Legado do papa Francisco
Com essas lições preciosas, o legado deixado é imenso: desmarcara os hipócritas que, sedimentes cristãos, são indiferentes aos sofrimentos das pessoas mais vulneráveis, vítimas das agências penais e seus métodos bárbaros. Cristãos de mera fachada e moralistas medievais que, no fundo, gozam do sofrimento humano, não se envergonham do incremento da violência e causam desigualdade na aplicação do direito e injustiça social. Políticas de lei e ordem, armamentistas e de ampliação incontrolável dos poderes policiais (alguns selvagens) estão entre as mais tocas violações dos direitos fundamentais básicos dos cidadãos.

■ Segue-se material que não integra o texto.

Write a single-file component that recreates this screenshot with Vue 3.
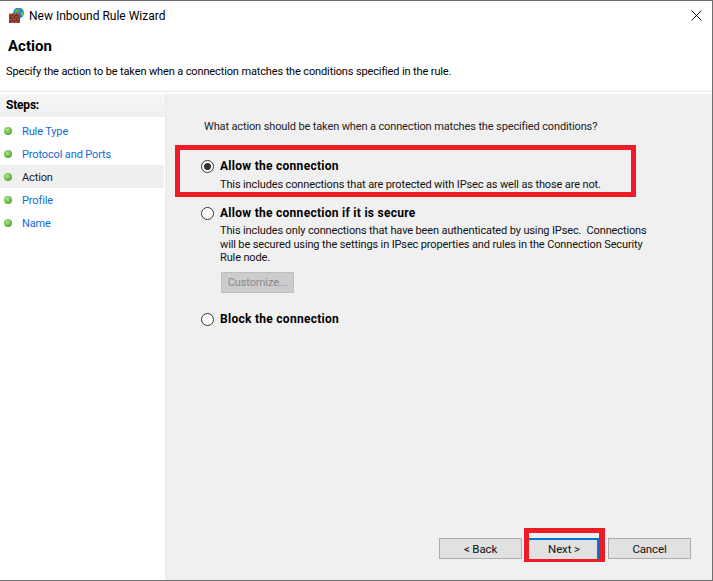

O projeto anti-iluminista em curso, na política e no direito, mas no direito penal em especial, é um retrocesso civilizatório. Portanto, barbárie. É uma programa que atenta contra os valores universais da dignidade humana, da liberdade, da igualdade, da fraternidade, dos direitos humanos, da separação de poderes e da democracia material. De um lado degenera o direito penal humanista do modelo de Beccaria, pensado justamente para evitar a crueldade e a desproporcionalidade das penas, enquanto que, de outro, abre espaço para um direito penal sem legitimação ético-politica, discriminatório e classista.
No fundo, a luta do papa Francisco contra o poder punitivo irracional em prol dos pobres e do oprimidos é a defesa enfática da refundação (onde já existiu) do garantismo penal, da cultura penalística iluminista e da democracia liberal. Nessa na trincheira entre civilização e barbárie em que se busca um horizonte construtivo de um outro mundo possível, mais inclusivo, mais humano e mais igualitário, ele já faz uma falta imensa.
[1] Beccaria, Cesare. Dos delitos e das penas. Trad. De José de Faria Costa. Lisboa: Fundação Calouste Gulbenkian, 2007, p. 105.
[2] Ossino, Andrea, in Jornal La Reppublica, Monsignor Ambarus: “Prima di morire Papa Francesco ha donato 200mila euro ai detenuti dal suo conto”, 23/04/2025.
[3] Carta do Papa Francisco a E. Raúl Zaffaroni, Boletim IBCCRIM n. 260, 2014, p. 2.